* Start Materials provided *
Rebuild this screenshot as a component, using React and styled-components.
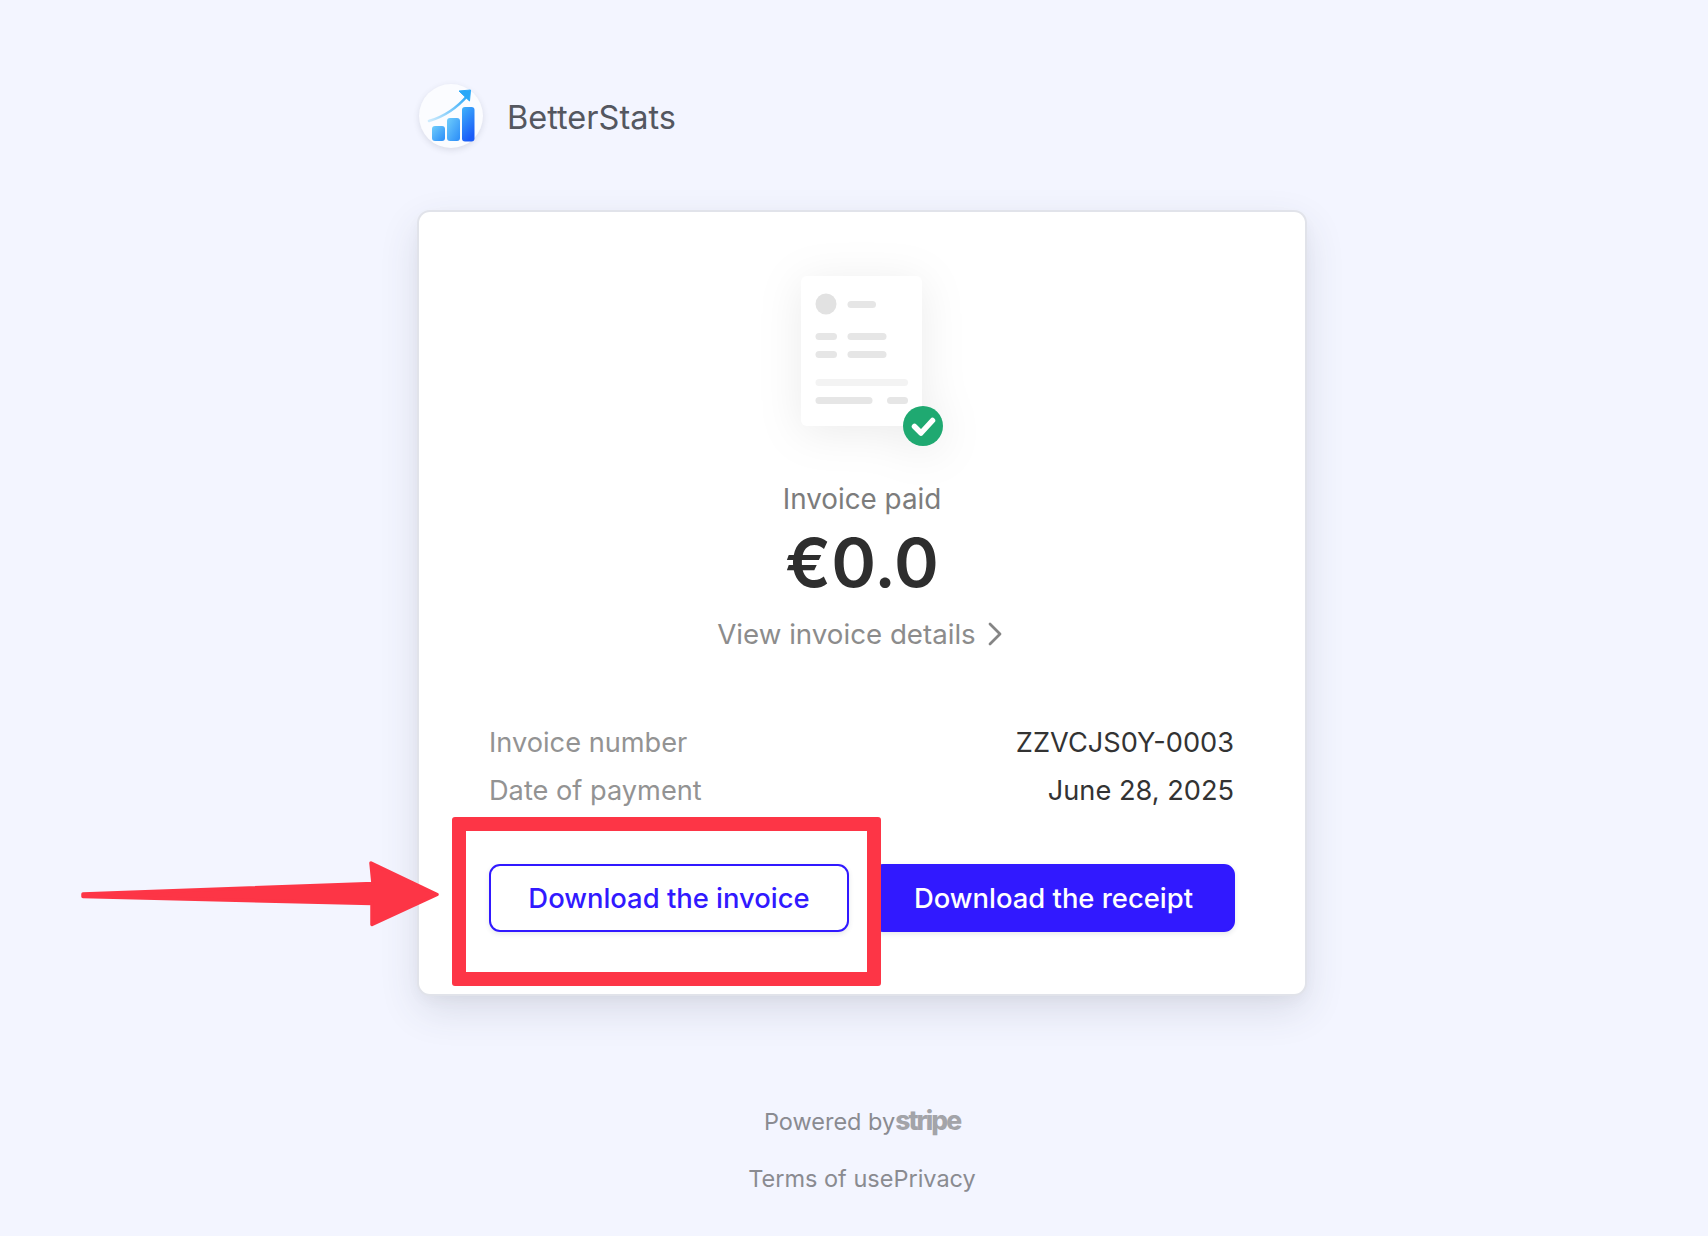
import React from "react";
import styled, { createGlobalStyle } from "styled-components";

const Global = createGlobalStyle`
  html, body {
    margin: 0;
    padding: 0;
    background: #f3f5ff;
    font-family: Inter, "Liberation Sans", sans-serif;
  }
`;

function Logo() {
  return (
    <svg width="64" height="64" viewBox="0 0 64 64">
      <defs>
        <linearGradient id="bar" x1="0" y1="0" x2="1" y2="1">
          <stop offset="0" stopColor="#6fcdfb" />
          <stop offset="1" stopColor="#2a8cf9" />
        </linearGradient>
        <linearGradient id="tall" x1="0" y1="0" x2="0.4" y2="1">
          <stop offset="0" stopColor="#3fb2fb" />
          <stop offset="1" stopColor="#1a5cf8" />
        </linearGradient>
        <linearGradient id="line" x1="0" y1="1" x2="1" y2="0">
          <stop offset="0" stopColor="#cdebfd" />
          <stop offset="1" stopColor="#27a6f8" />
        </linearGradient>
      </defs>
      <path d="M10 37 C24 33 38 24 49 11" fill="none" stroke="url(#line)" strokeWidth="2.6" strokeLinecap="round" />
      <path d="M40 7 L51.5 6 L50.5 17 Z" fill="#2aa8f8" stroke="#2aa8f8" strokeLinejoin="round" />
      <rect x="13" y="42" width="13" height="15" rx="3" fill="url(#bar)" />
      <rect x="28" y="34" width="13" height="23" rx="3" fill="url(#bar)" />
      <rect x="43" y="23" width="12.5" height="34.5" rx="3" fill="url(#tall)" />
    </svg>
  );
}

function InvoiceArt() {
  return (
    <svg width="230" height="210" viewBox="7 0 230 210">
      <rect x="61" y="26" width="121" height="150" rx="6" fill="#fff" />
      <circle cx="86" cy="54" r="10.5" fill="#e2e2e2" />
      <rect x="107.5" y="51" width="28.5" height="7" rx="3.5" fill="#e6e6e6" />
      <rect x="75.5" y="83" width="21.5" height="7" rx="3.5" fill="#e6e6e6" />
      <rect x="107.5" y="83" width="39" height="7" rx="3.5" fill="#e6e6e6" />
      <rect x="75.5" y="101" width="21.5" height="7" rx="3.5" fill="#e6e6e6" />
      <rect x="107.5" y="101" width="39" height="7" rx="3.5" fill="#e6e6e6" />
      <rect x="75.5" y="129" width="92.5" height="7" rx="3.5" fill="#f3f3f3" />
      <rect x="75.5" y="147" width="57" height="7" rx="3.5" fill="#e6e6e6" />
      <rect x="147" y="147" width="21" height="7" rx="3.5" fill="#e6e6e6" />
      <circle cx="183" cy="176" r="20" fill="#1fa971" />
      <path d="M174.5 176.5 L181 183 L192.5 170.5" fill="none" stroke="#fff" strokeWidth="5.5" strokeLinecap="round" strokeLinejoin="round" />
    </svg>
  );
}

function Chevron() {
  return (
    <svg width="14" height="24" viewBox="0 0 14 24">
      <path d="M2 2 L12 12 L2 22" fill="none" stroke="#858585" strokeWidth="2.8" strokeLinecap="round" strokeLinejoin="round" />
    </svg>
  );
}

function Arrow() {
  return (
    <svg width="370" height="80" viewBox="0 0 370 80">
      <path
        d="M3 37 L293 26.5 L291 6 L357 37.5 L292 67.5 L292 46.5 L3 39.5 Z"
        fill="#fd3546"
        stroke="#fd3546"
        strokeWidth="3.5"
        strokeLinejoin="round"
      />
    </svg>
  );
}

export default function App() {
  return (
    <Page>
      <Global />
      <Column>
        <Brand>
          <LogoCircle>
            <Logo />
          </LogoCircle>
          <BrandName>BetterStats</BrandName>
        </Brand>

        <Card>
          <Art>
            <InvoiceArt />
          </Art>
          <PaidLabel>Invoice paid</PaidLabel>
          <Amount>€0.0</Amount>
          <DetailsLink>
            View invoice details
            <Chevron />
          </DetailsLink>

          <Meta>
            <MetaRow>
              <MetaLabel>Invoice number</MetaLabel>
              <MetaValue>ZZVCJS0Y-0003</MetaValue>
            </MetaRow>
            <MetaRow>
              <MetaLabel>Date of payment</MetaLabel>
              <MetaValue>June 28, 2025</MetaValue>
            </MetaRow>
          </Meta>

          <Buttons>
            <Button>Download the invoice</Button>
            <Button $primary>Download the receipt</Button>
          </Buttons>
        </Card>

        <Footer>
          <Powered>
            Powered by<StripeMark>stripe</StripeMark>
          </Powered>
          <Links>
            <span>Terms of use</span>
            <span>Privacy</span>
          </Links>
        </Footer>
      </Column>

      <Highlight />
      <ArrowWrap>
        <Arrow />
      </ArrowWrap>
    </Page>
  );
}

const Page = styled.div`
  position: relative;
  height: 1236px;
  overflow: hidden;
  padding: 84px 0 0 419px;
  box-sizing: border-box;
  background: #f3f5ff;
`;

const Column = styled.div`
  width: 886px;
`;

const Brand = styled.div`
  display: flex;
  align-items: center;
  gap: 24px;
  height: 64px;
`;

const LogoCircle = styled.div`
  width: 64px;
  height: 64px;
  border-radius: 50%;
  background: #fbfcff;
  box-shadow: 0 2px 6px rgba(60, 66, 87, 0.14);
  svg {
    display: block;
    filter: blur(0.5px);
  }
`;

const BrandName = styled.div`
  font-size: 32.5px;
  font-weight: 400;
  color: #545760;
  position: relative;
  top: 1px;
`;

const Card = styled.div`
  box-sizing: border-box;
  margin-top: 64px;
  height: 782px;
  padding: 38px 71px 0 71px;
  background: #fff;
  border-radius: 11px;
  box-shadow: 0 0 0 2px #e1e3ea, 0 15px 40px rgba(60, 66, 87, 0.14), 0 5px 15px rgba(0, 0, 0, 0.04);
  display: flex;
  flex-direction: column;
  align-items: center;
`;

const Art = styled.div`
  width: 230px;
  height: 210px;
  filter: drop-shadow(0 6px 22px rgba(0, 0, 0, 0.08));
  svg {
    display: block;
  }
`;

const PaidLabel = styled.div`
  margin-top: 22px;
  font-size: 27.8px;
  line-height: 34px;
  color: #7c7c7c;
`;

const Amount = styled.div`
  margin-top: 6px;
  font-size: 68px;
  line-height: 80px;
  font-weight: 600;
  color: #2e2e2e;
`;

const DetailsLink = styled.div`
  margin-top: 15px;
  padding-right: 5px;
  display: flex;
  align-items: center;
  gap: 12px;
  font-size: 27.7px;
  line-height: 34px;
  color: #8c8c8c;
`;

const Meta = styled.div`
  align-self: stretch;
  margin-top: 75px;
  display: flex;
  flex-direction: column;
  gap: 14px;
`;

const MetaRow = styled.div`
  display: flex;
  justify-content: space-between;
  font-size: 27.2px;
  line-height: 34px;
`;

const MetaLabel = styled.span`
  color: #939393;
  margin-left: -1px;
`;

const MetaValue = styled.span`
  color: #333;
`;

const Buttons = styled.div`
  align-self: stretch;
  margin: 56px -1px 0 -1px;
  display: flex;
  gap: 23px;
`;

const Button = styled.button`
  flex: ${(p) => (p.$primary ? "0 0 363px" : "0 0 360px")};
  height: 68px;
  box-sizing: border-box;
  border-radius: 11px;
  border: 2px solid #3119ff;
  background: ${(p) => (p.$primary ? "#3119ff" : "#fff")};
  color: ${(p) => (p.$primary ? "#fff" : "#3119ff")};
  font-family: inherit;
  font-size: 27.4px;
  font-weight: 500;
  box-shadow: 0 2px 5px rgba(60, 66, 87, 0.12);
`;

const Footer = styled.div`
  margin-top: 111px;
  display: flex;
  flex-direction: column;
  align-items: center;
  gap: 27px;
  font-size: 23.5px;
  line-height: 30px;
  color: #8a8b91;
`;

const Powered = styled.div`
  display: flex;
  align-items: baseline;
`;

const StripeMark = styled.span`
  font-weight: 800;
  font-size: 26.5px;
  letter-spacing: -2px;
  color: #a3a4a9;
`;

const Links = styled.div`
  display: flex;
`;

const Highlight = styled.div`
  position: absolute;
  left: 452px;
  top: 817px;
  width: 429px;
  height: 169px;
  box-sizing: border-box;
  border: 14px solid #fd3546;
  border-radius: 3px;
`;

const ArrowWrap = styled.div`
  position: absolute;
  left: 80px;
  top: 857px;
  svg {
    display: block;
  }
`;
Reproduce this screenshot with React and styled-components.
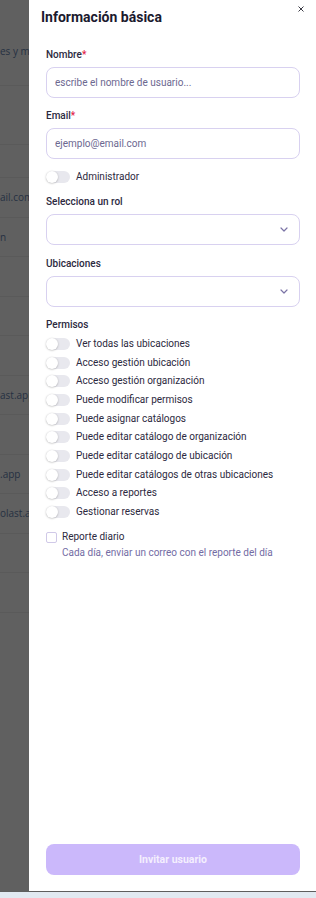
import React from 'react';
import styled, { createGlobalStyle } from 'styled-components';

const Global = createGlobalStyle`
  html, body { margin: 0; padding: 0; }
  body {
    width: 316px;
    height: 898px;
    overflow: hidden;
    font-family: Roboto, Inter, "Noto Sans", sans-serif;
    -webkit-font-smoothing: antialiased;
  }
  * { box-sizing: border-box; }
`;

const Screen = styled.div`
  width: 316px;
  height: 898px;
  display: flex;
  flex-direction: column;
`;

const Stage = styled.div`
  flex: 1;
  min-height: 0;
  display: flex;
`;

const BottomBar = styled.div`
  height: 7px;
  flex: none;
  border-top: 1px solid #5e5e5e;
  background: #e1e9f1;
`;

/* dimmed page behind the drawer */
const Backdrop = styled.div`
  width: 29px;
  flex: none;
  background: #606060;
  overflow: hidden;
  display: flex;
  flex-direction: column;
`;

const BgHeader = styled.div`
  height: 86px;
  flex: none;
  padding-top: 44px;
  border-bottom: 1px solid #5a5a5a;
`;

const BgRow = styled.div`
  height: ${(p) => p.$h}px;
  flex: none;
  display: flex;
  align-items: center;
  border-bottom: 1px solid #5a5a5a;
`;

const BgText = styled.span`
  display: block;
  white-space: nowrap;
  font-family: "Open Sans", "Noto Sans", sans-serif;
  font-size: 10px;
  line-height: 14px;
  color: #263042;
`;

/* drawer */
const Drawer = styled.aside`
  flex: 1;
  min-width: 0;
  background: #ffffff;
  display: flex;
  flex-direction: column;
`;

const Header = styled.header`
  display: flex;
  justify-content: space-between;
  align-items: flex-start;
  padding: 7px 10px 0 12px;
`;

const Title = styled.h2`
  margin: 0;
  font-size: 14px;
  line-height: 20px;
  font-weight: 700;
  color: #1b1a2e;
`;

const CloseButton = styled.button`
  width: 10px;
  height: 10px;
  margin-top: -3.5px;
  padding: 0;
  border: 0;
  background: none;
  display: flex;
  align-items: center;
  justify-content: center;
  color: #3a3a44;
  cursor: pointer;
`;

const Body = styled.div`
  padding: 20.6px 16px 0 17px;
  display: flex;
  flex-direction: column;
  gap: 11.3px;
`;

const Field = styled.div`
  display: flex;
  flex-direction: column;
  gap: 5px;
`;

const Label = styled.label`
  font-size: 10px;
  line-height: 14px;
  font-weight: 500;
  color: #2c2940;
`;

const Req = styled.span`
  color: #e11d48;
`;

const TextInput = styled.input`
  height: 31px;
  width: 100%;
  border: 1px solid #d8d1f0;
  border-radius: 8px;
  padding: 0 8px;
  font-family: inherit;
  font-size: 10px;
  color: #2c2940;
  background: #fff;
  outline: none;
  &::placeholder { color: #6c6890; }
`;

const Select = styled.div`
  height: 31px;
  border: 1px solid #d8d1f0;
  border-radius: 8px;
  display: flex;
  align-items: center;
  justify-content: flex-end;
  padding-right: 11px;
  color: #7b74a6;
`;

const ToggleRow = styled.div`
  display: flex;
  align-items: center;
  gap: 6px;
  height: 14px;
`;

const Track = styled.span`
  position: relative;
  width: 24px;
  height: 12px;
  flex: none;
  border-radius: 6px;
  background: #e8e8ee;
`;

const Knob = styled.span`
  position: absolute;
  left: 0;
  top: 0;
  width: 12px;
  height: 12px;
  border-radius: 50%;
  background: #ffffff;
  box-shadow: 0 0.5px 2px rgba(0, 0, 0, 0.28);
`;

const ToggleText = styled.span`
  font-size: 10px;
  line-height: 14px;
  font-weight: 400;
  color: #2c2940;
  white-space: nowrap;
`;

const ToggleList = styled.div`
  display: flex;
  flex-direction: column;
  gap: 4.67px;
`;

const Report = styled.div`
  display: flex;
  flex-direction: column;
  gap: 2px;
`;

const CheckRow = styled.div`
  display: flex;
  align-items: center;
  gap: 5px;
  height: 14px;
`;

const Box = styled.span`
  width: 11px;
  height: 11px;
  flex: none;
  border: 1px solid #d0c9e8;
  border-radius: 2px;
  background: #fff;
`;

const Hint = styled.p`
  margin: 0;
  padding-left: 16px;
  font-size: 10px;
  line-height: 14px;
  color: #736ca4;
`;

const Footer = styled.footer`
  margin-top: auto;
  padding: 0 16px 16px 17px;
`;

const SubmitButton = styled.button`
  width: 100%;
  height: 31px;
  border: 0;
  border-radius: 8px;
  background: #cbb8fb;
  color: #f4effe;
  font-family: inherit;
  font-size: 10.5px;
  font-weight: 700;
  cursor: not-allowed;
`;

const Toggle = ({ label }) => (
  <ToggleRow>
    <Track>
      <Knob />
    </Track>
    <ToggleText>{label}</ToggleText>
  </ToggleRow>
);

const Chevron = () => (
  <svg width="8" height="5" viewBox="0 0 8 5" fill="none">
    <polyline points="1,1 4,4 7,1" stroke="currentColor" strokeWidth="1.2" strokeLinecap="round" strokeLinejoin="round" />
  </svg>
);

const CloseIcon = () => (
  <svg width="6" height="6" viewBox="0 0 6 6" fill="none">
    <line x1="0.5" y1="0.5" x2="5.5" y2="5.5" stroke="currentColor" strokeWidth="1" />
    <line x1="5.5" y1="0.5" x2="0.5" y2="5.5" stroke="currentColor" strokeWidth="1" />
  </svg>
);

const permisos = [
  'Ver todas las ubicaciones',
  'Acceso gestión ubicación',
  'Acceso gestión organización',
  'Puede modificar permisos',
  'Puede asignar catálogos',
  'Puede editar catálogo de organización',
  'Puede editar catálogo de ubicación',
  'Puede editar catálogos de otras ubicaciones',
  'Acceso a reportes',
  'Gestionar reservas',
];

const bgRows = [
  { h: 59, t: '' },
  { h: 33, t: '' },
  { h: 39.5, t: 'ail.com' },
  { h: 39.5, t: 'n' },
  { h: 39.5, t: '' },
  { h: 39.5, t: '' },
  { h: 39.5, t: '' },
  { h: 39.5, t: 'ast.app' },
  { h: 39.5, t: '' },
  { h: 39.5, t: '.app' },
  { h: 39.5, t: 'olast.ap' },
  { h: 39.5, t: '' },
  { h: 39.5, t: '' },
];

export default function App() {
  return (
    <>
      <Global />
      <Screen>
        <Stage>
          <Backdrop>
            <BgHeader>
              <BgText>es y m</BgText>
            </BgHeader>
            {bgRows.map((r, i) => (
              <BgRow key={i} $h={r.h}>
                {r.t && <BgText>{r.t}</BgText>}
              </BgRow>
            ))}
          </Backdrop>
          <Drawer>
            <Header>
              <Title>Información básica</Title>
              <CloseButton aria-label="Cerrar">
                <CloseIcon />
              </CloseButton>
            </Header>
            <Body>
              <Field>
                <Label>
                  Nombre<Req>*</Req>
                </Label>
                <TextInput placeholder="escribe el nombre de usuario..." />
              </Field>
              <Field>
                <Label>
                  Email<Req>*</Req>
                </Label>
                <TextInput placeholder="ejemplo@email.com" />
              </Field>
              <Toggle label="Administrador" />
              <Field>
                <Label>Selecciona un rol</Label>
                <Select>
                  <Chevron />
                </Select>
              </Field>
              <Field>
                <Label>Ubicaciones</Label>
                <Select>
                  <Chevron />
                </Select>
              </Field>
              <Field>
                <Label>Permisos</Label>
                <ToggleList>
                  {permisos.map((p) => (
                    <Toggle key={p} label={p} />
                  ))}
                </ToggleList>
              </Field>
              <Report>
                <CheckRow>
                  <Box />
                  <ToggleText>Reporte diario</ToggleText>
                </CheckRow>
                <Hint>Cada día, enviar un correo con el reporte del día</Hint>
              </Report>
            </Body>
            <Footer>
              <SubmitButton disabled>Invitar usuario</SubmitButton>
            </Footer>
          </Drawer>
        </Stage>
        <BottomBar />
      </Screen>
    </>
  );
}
* End Materials provided *
Work to complete: Track down the lines that include the word "screenshot" and copy them.

Written answer:
Rebuild this screenshot as a component, using React and styled-components.
Reproduce this screenshot with React and styled-components.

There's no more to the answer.